En Allemagne, le débat a refait surface l’année dernière pour reporter l’âge de la retraite à 69 ans, avec la publication d’une étude de la Fondation Bertelsmann.

Cette étude indique que la contribution pour la retraite des Allemands s’élève à 19,3 % du salaire brut, et leur permet de disposer en moyenne de 52,9 % de leur salaire de référence sous forme de pension.

Cela est nettement insuffisant, selon la Fondation Bertelsmann. Pour équilibrer les comptes d’ici 2060, il faudra augmenter les cotisations à 27,2 % du salaire brut afin d’espérer obtenir 41,2 % du salaire de référence pendant la retraite.

De nombreux politiciens pourraient forcer des négociations avec les syndicats afin d’abaisser les conditions des régimes de retraite des salariés des villes.
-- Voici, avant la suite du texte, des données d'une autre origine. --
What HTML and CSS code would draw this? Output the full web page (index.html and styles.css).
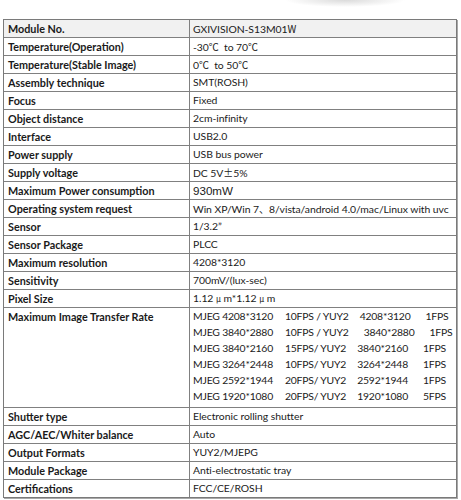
FILE: index.html
```html
<!DOCTYPE html>
<html lang="en">
<head>
<meta charset="utf-8">
<title>GXIVISION-S13M01W Specifications</title>
<link rel="stylesheet" href="styles.css">
</head>
<body>
<div class="page">
  <div class="spec">
    <div class="row head"><div class="k">Module No.</div><div class="v">GXIVISION-S13M01<span class="cjk">W</span></div></div>
    <div class="row"><div class="k">Temperature(Operation)</div><div class="v">-30<span class="cjk">℃</span>&nbsp; to 70<span class="cjk">℃</span></div></div>
    <div class="row"><div class="k">Temperature(Stable Image)</div><div class="v">0<span class="cjk">℃</span>&nbsp; to 50<span class="cjk">℃</span></div></div>
    <div class="row"><div class="k">Assembly technique</div><div class="v">SMT(ROSH)</div></div>
    <div class="row"><div class="k">Focus</div><div class="v">Fixed</div></div>
    <div class="row"><div class="k">Object distance</div><div class="v">2cm-infinity</div></div>
    <div class="row"><div class="k">Interface</div><div class="v">USB2.0</div></div>
    <div class="row"><div class="k">Power supply</div><div class="v">USB bus power</div></div>
    <div class="row"><div class="k">Supply voltage</div><div class="v">DC 5V<span class="cjk">±</span>5%</div></div>
    <div class="row"><div class="k">Maximum Power consumption</div><div class="v"><span class="arial">930mW</span></div></div>
    <div class="row"><div class="k">Operating system request</div><div class="v">Win XP/Win 7<span class="cjk">、</span>8/vista/android 4.0/mac/Linux with uvc</div></div>
    <div class="row"><div class="k">Sensor</div><div class="v">1/3.2”</div></div>
    <div class="row"><div class="k">Sensor Package</div><div class="v">PLCC</div></div>
    <div class="row"><div class="k">Maximum resolution</div><div class="v">4208*3120</div></div>
    <div class="row"><div class="k">Sensitivity</div><div class="v">700mV/(lux-sec)</div></div>
    <div class="row"><div class="k">Pixel Size</div><div class="v">1.12 <span class="mu">μ</span> m*1.12 <span class="mu">μ</span> m</div></div>
    <div class="row tall">
      <div class="k">Maximum Image Transfer Rate</div>
      <div class="v lines">
        <div class="line"><span>MJEG 4208*3120</span><span class="s2">10FPS / YUY2</span><span class="s3">4208*3120</span><span class="s4">1FPS</span></div>
        <div class="line"><span>MJEG 3840*2880</span><span class="s2">10FPS / YUY2</span><span class="s3 wide">3840*2880</span><span class="s4">1FPS</span></div>
        <div class="line"><span>MJEG 3840*2160</span><span class="s2">15FPS/ YUY2</span><span class="s3">3840*2160</span><span class="s4">1FPS</span></div>
        <div class="line"><span>MJEG 3264*2448</span><span class="s2">10FPS/ YUY2</span><span class="s3">3264*2448</span><span class="s4">1FPS</span></div>
        <div class="line"><span>MJEG 2592*1944</span><span class="s2">20FPS/ YUY2</span><span class="s3">2592*1944</span><span class="s4">1FPS</span></div>
        <div class="line"><span>MJEG 1920*1080</span><span class="s2">20FPS/ YUY2</span><span class="s3">1920*1080</span><span class="s4">5FPS</span></div>
      </div>
    </div>
    <div class="row"><div class="k">Shutter type</div><div class="v">Electronic rolling shutter</div></div>
    <div class="row"><div class="k">AGC/AEC/Whiter balance</div><div class="v">Auto</div></div>
    <div class="row"><div class="k">Output Formats</div><div class="v">YUY2/MJEPG</div></div>
    <div class="row"><div class="k">Module Package</div><div class="v">Anti-electrostatic tray</div></div>
    <div class="row last"><div class="k">Certifications</div><div class="v">FCC/CE/ROSH</div></div>
  </div>
</div>
</body>
</html>
```
FILE: styles.css
```css
html, body {
  margin: 0;
  padding: 0;
  background: #ffffff;
}
body {
  width: 461px;
  height: 500px;
  overflow: hidden;
  font-family: Lato, "Noto Sans", sans-serif;
  color: #1a1a1a;
  background: radial-gradient(ellipse 60px 7px at 345px 0px, rgba(150,150,150,0.35), rgba(255,255,255,0) 100%), #ffffff;
}
.page {
  padding: 19px 4px 0 3px;
}
.spec {
  border: 1px solid #7a7a7a;
  box-shadow: 1px 1px 0 #a8a8a8;
}
.row {
  display: grid;
  grid-template-columns: 186px 1fr;
  border-bottom: 1px solid #808080;
}
.row.last {
  border-bottom: none;
}
.row.head {
  background: #f1f1f1;
}
.k, .v {
  height: 17px;
  line-height: 17px;
  white-space: nowrap;
}
.k {
  font-size: 10.8px;
  font-weight: 700;
  padding-left: 4px;
  border-right: 1px solid #808080;
}
.v {
  font-size: 10.4px;
  letter-spacing: -0.05px;
  padding-left: 3px;
  overflow: hidden;
}
.row.tall .k,
.row.tall .v {
  height: auto;
}
.lines {
  padding-bottom: 3px;
  letter-spacing: -0.2px;
}
.line {
  display: flex;
  height: 16px;
  line-height: 16px;
}
.s2 { margin-left: 12px; }
.s3 { margin-left: 11px; }
.s3.wide { margin-left: 15px; }
.s4 { margin-left: 15px; }
.cjk {
  font-family: "Noto Sans CJK SC", sans-serif;
  font-size: 10px;
  letter-spacing: 0;
}
.mu {
  font-family: "Noto Sans CJK SC", sans-serif;
  font-size: 8px;
  letter-spacing: 0;
}
.arial {
  font-family: "Liberation Sans", Arial, sans-serif;
  font-size: 11.6px;
  letter-spacing: 0;
}
```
C’est ce que croit Richard Ravitch, ancien lieutenant-gouverneur de New York et ancien président de la Bowery Savings Bank, selon ce que rapporte The Fiscal Times. «Les politiciens ne veulent pas débourser l’argent des contribuables sur des coûts hérités. Ils préfèrent l’investir dans ce qui peut rapporter», explique-t-il.

«Vous ne vous faites pas élire pour contribuer financièrement à des régimes de retraite», ajoute Richard Ravitch.

Pour sa part, la Ville de Chicago devra augmenter sa contribution annuelle au régime de retraite de 590 M$ US d’ici 2015, pour la porter à 1,4 G$ US, lit-on dans le New York Times. Le maire Rahm Emanuel n’écarte aucune avenue : hausse des taxes, compressions des dépenses.